大根は葉や茎がついているとしなびやすいので、買ってすぐに葉や茎の部分は切り分けておきます。
葉付きの大根の葉の部分は、葉元ギリギリのところに包丁を入れ、切り口のところにキッチンペーパーを巻きます。
そしてビニール袋に入れて、立てた状態で保存しておきます。
こうすると傷みにくく、葉の部分も余すことなく食べられますよ。
どの部位かわかるように、マスキングテープなどで目印をつけておくと、使う時に便利ですね。
冷凍庫に保存で賞味期限を延長
1度に全部使い切れないときは、冷凍保存しておくと1か月ほど賞味期限を延長させることができるため、長期保管におすすめです。
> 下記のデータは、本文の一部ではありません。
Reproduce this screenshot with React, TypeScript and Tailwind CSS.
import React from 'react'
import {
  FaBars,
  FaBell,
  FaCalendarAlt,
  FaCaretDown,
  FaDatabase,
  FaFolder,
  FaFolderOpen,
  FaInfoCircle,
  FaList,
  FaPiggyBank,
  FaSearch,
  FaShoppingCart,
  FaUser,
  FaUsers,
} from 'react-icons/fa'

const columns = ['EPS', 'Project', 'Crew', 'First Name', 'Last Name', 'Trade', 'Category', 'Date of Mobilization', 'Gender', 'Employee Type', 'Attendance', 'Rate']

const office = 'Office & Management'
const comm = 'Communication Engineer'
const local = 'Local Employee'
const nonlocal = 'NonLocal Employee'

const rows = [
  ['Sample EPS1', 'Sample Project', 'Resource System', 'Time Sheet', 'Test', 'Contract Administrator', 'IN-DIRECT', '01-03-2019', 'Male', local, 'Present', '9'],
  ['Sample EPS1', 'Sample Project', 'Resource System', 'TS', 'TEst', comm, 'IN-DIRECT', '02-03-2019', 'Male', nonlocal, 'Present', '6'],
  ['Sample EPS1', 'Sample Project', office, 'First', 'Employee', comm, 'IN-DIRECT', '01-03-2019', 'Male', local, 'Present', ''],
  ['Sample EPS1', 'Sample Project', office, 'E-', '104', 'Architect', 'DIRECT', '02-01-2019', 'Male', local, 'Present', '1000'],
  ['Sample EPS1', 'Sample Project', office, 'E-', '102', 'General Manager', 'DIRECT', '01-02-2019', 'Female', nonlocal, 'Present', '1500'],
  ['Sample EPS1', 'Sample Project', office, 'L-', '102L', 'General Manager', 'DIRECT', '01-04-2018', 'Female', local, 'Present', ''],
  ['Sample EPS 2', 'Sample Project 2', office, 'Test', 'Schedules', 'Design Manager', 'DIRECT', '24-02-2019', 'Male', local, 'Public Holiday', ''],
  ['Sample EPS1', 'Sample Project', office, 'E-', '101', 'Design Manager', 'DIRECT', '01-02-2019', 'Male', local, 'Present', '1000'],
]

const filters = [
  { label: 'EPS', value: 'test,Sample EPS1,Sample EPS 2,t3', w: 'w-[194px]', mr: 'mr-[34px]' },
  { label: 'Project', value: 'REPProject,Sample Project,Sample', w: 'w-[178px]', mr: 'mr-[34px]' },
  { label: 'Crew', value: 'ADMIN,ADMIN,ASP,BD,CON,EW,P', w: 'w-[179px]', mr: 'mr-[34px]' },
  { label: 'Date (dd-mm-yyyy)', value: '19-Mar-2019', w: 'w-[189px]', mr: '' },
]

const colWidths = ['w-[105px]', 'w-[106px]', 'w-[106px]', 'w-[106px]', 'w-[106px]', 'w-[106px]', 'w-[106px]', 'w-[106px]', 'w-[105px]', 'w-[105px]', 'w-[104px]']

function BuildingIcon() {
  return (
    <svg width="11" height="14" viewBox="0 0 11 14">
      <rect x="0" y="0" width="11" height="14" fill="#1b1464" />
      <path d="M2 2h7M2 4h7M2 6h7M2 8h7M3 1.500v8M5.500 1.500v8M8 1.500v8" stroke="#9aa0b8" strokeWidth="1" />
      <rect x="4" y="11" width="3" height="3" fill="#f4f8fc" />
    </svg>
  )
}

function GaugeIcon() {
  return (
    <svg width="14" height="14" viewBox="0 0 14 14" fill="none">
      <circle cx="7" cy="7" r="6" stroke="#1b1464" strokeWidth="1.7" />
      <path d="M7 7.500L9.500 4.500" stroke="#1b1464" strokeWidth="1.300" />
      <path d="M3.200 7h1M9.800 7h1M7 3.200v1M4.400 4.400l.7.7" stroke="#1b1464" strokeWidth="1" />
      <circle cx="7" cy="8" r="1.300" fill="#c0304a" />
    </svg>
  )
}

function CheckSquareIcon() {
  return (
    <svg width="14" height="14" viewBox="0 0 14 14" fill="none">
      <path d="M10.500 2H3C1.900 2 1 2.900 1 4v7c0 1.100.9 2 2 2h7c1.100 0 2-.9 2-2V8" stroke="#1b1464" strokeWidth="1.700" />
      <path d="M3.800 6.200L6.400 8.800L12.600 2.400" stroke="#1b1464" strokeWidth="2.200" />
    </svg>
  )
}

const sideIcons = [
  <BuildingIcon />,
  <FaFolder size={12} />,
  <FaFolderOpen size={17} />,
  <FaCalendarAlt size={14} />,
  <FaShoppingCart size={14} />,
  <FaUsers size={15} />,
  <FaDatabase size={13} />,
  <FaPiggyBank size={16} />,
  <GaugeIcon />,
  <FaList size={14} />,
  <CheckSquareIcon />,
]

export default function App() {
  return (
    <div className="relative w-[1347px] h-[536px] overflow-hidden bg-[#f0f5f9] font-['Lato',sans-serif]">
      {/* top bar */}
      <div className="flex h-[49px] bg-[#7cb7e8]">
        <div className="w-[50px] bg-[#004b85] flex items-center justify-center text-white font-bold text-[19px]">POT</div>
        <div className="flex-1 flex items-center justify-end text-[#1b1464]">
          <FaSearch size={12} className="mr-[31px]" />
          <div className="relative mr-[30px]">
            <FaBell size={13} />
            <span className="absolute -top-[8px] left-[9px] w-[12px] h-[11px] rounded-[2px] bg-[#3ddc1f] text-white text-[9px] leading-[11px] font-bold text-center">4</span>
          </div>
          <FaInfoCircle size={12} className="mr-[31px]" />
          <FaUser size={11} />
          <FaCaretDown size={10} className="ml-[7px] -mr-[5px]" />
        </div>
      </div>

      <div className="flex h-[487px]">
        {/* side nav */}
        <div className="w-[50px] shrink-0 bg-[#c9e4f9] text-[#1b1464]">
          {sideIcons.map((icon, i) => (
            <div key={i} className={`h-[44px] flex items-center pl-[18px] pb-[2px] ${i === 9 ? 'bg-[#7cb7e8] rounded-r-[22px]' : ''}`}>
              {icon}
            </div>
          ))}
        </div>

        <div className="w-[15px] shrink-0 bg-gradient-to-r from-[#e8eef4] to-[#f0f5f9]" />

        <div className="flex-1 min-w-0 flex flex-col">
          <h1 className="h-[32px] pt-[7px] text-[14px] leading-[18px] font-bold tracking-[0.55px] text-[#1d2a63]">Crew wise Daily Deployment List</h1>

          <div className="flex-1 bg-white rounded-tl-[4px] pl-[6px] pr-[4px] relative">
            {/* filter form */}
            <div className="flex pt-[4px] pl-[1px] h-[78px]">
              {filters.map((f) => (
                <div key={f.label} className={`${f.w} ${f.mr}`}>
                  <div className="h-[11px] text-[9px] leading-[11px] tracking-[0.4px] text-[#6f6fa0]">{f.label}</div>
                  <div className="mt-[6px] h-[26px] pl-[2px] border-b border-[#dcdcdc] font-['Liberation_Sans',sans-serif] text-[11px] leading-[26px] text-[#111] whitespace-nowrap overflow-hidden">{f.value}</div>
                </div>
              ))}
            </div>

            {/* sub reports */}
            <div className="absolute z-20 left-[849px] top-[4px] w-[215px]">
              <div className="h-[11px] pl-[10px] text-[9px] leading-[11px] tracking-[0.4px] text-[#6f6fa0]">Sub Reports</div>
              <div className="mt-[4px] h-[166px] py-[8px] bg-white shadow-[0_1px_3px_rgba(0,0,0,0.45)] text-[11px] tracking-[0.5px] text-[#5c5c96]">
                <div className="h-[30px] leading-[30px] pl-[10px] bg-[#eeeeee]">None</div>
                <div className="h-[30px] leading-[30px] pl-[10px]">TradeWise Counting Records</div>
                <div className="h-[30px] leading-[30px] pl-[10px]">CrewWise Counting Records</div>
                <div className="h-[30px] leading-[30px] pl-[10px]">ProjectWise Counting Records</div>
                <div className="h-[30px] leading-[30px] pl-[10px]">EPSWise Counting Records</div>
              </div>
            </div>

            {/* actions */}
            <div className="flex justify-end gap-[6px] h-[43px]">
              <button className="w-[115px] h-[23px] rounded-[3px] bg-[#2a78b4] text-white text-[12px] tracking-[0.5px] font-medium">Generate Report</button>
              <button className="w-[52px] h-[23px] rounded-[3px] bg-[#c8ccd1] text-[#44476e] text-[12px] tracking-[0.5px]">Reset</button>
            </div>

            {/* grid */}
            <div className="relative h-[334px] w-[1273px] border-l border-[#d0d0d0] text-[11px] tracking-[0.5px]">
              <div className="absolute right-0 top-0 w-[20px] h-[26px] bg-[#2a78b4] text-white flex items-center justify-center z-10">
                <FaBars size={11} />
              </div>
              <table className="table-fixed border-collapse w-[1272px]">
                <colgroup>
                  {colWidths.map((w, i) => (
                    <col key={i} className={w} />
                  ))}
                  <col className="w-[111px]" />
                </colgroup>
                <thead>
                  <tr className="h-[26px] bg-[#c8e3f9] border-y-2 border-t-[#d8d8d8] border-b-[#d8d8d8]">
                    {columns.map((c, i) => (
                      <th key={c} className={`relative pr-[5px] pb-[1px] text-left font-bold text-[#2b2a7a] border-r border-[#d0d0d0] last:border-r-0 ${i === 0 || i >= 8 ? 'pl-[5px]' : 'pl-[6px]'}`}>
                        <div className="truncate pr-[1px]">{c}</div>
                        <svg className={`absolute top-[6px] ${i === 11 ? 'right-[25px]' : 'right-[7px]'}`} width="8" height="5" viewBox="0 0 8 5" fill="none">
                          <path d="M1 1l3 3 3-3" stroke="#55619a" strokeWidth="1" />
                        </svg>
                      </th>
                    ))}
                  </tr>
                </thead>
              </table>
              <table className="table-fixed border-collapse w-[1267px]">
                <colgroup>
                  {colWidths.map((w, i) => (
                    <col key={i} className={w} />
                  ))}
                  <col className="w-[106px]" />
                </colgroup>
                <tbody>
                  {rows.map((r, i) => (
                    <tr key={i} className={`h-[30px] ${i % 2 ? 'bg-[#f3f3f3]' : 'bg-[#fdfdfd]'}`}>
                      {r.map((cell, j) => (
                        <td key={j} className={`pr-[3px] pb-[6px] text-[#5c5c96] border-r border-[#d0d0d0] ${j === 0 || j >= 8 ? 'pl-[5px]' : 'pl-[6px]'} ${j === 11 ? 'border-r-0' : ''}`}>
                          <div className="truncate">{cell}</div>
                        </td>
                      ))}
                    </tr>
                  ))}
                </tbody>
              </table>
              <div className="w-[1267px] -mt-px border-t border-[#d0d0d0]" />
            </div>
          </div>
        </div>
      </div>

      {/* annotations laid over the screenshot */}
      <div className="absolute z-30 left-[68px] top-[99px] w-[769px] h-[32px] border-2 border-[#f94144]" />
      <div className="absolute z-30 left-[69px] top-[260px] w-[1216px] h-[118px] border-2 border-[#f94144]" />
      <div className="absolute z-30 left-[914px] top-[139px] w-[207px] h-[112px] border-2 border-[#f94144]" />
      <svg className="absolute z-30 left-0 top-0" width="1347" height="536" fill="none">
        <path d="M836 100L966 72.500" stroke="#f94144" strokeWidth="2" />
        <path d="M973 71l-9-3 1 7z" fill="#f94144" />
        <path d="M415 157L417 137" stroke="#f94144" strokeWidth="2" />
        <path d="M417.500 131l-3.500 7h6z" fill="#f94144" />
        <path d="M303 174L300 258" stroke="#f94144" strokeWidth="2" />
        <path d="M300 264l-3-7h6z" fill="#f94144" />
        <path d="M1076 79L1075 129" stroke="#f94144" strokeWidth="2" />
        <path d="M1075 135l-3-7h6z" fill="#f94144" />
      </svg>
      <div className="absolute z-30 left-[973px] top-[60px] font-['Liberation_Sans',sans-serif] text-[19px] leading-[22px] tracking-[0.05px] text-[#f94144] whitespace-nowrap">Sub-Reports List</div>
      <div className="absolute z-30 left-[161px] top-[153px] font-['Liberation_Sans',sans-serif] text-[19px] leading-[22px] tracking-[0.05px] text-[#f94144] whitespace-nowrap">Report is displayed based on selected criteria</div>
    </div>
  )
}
保存のポイントは、料理ごとにカットや形状を変えてから冷凍することです。
(カット保存で冷凍する場合)
- 大根を、好みの形に切る。
- 冷凍用の保存袋に、小分けにして入れる。
用途に分けてカットしておくことで、すぐ料理に使うことができるのが利点です。
(大根おろしにして冷凍する場合)
1.大根をすりおろしたら、水気を切る。
2.製氷皿や、アルミカップなどに小分けにする。
3.凍ったら、冷凍用の保存袋に移す。
使う時は、自然解凍してそのまま食べることができます。
大根をおろす手間なく使うことができるので、料理のレパートリーが広がりますよ。
まとめ
大根は、冬に旬を迎える野菜です。
みずみずしさと甘味を逃すことなく料理に変身させれば、心も体も満たされます。
野菜が苦手な人でも食べやすいレシピを活用すれば、大根好きに変わるかもしれません。
使い切れないときは、早めに保存することで美味しさを保つことができます。
美味しい大根をたっぷり食べて、冬も元気に過ごしたいですね。